Tuesday, 29 November 2011

Commit to reducing carbon emissions

By Mubatsi Asinja Habati

November 29 -it  is a full house of environmentalists, politicians, activists in the civil society and diplomats at Durban after the United Nations climate talks formally kicked off yesterday. Delegates attending the seventeenth conference of parties (COP17) to the UN Framework on Climate Change make Durban’s international conventional centre a beehive activity. Swarms of delegates move to and fro the centre oscillating across several conference rooms badges dangling across their chests discussing the next move in the UN convened climate talks.

Key issues at the COP17 are extension of the Kyoto protocol where countries have to commit and implement reducing carbon emissions and the funding to the worst hit countries by effects of climate change among others.  There is great lobbying going on among the delegates and countries on ensuring these key issues are secured but the half-hearted commitments to the binding carbon emissions reduction agreements are in mind. Canada has pulled out of the Kyoto protocol that expires next year, throwing cold water on entire COP17 processes early enough. And securing the green climate funds gets more complicated given the current economic crisis in Euro zone countries that are major funders of carbon emission reduction programmes. This has raised doubts on whether COP17 can deliver on the much needed green climate funds. 

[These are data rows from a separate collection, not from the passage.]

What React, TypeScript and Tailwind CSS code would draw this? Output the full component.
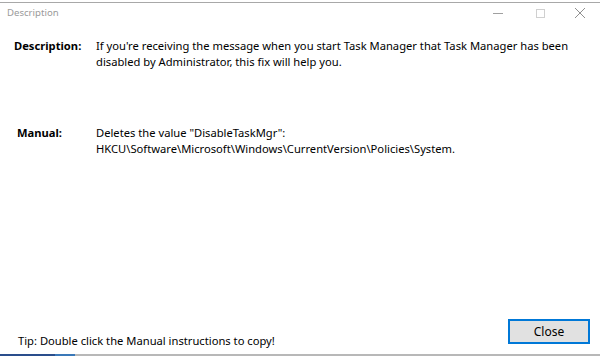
import React from "react";

const font = { fontFamily: '"Noto Sans", "Open Sans", sans-serif' };

const App = () => {
	return (
		<div
			className="w-[600px] h-[356px] bg-white flex flex-col overflow-hidden text-[11.2px] leading-[16px] text-black"
			style={font}
		>
			<div className="h-[3px] flex items-end bg-white">
				<div className="w-full h-[1px] bg-[#a8a8a8]" />
			</div>
			<div className="h-[20px] flex items-center pl-[7px]">
				<span className="text-[#9a9a9a] text-[9.6px]">Description</span>
				<div className="ml-auto flex items-center h-full">
					<div className="w-[44px] flex justify-center">
						<div className="w-[10px] h-[1px] bg-[#a0a0a0]" />
					</div>
					<div className="w-[40px] flex justify-center">
						<div className="w-[9px] h-[9px] border border-[#d0d0d0]" />
					</div>
					<div className="w-[40px] flex justify-center">
						<svg width="12" height="12" viewBox="0 0 12 12">
							<path d="M1 1 L11 11 M11 1 L1 11" stroke="#909090" strokeWidth="1" />
						</svg>
					</div>
				</div>
			</div>
			<div className="flex mt-[15px]">
				<div className="w-[96px] pl-[14px] font-bold">Description:</div>
				<div className="w-[500px]">
					If you're receiving the message when you start Task Manager that Task Manager has been
					<br />
					disabled by Administrator, this fix will help you.
				</div>
			</div>
			<div className="flex mt-[55px]">
				<div className="w-[96px] pl-[17px] font-bold">Manual:</div>
				<div className="w-[500px]">
					Deletes the value "DisableTaskMgr":
					<br />
					HKCU\Software\Microsoft\Windows\CurrentVersion\Policies\System.
				</div>
			</div>
			<div className="flex-1" />
			<div className="flex items-end pl-[18px] pr-[10px] mb-[5px]">
				<span>Tip: Double click the Manual instructions to copy!</span>
				<button className="ml-auto mb-[5px] w-[82px] h-[25px] bg-[#e1e1e1] border-2 border-[#0078d7] text-[12px]">
					Close
				</button>
			</div>
			<div className="h-[2px] flex">
				<div className="w-[55px] bg-[#2a4e8c]" />
				<div className="w-[20px] bg-[#3a78b8]" />
				<div className="flex-1 bg-[#b8b8b8]" />
			</div>
		</div>
	);
};

export default App;
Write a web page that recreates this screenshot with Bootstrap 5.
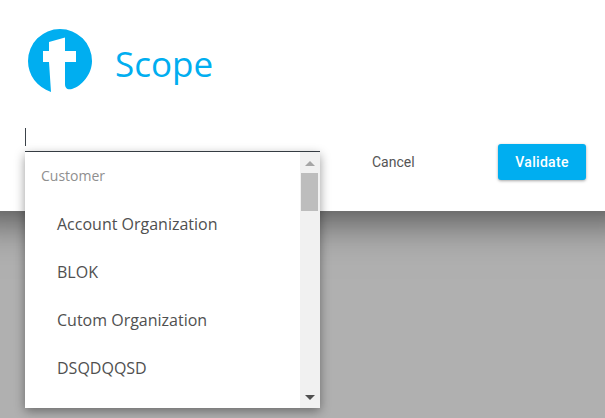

Women walks past a flood homestead in Teso, Uganda
However, if China, which is now the number one carbon emitter after the United States, gets the backing of other rich countries the green climate fund can be secured since Chinese delegates  are pushing for it in a bid to reduce emissions. On the other front international NGOs like Oxfam and World Wildlife Fund (WWF) among other groups are lobbying governments to levy an emissions' reduction charge on shipping companies as a way to mitigate impact of climate change on the poor. The NGOs argue for a compensation mechanism that the International Maritime Organization (IMO) whereby can avail a significant share of any revenues collected from international shipping companies and direct it to developing countries and provide a new source of finance to support their efforts to tackle climate change.

Studies by a number of organisations like the Intergovernmental Panel on Climate Change (IPCC) and Oxfam are warning that extreme weather events have contributed to food insecurity at global, regional and local levels since 2010. Farmers in Uganda are reporting poor or no yields due to increased drought and excessive rainfall. Already the current floods in Teso region have put thousands of Ugandans at risk of hunger thereby submerging more into abject poverty. But the call
for decisive action on need to reduce the impact of climate change has been made clear.

“Climate change can no longer be treated just as an environmental problem. It’s a matter of life and death,” said South African president Jacob Zuma as he opened the Durban COP17. Zuma said the drought in Somalia, a myriad hurricanes in the U.S, out of season and destructive rains and an increasingly warmer world which are linked to climate change are causing much suffering for the people. This, he said, should be learning points for countries to commit and comprise to reduce carbon emissions.  

As the South African president Zuma put it Durban COP17 is going to be a decisive moment in fight against global warming. He told delegates that their discussions and the outcome will effectively place the future of the world in their hands. Before COP17 ends on Dec. 10, it will already be clear if the interests of politicians, lobbyists, activists, climate scientists, environmentalists and conservationists, have been met. Sadly, the poor farmers who are hit most are hardly brought in the negotiation room and it's the bureaucrats who are doing all talk. Hopefully this poor farmer affected by floods in Teso and his friends in Thailand come out of COP17 as the real winners.